Another approach was presented by Stadtműller et al. [91] on the basis of laboratory, and well logging data from the Zechstein Main Dolomite formation in the Polish Lowland. The standard interpretation of the petrophysical parameters available in the borehole data set, including PHI log as an effective porosity estimate, as well as K, as an absolute permeability estimate. The laboratory core data were obtained from different depths. Due to this, the PORO values for PHI, and PERM values for K were selected from the results of well logging interpretation at the depth as close as possible to the depth from which samples were taken, separately for micro- and mezzo-fractures. Microfracture-porosity index and mezzofracture-porosity index were the quantities defined for scaling the fracture permeability of the analyzed rocks compared with the porosity interpreted from well logging. The relationships between permeability and permeability index for three defined classes (micro-, mezzo- and macro-pores) revealed high determination coefficients (Figure 12). Points scattering in Figure 12 illustrated the difficulties in depth matching between thin sections, and well logging interpretation results. Based on the fundamental paper of Luthi and Suihaite [84], considering the fracture analysis, and aperture calculation, the automatic procedure in the domestic system for the processing, and interpretation of well logs ProGeo [102] was processed and implemented. The procedure consists of the following steps: (i) canceling of the breaks between pad registration to obtain homogeneous vector data, and vector curves COMPACT, (ii) fracture tracing using the filtration and skeletonization procedures to obtain vector curves FRACTURE, and FR_SKELETON, (iii) calculating the aperture of recognized fractures to obtain vector curves FR_APERTURE. The results of the abovementioned procedure in the ProGeo system including Fracture Porosity Index (FPI) are presented in Figure 13. In the selected depth section single porosity data from the laboratory measurements were available. Good agreement between laboratory data PORO_lab and matrix porosity MATRIX_P proved the correctness of the interpretation.

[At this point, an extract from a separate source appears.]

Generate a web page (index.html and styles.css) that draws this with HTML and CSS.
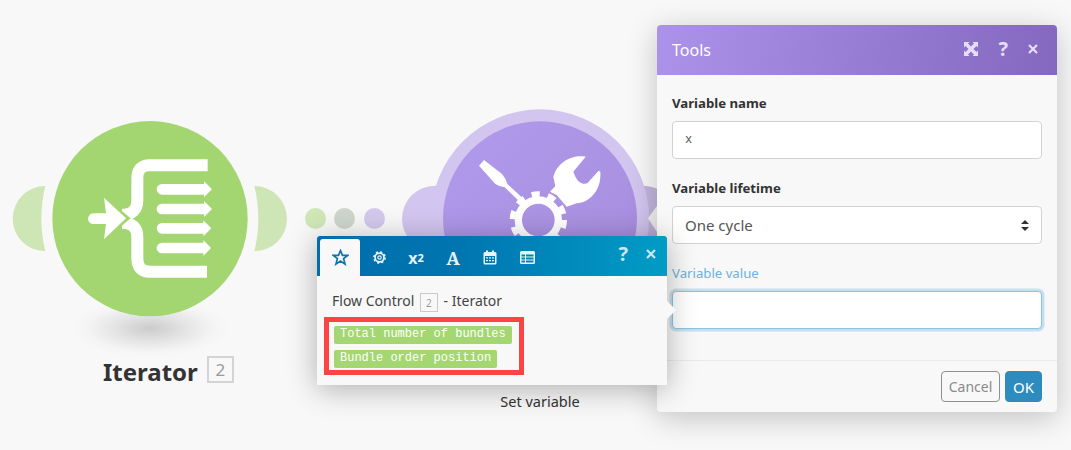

The FPI is defined as the ratio of the surface occupied by the traced fractures to the total surface of the analyzed borehole wall. The FPI values in the presented sample are in the range of 0–0.03 [91]. Relevant correlations between rock porosity, and fracture porosity and permeability were calculated on the base of the results of laboratory and well logging measurements and interpretation. The described calculation sequence led to final result, i.e., total permeability being the sum of micro-, and mezzo-fracture permeability and matrix permeability enlarged with macro-fracture permeability [91]. The results of the described analytical procedure, especially the obtained aperture distribution of the analyzed fractures, can be used as the input data for the construction of the models of fracture formation using algorithm DFN (Discreet Fracture Networks) [68]. The presented example illustrated the approach of the authors of the review paper to combining data from cores and logs, and scaling the results.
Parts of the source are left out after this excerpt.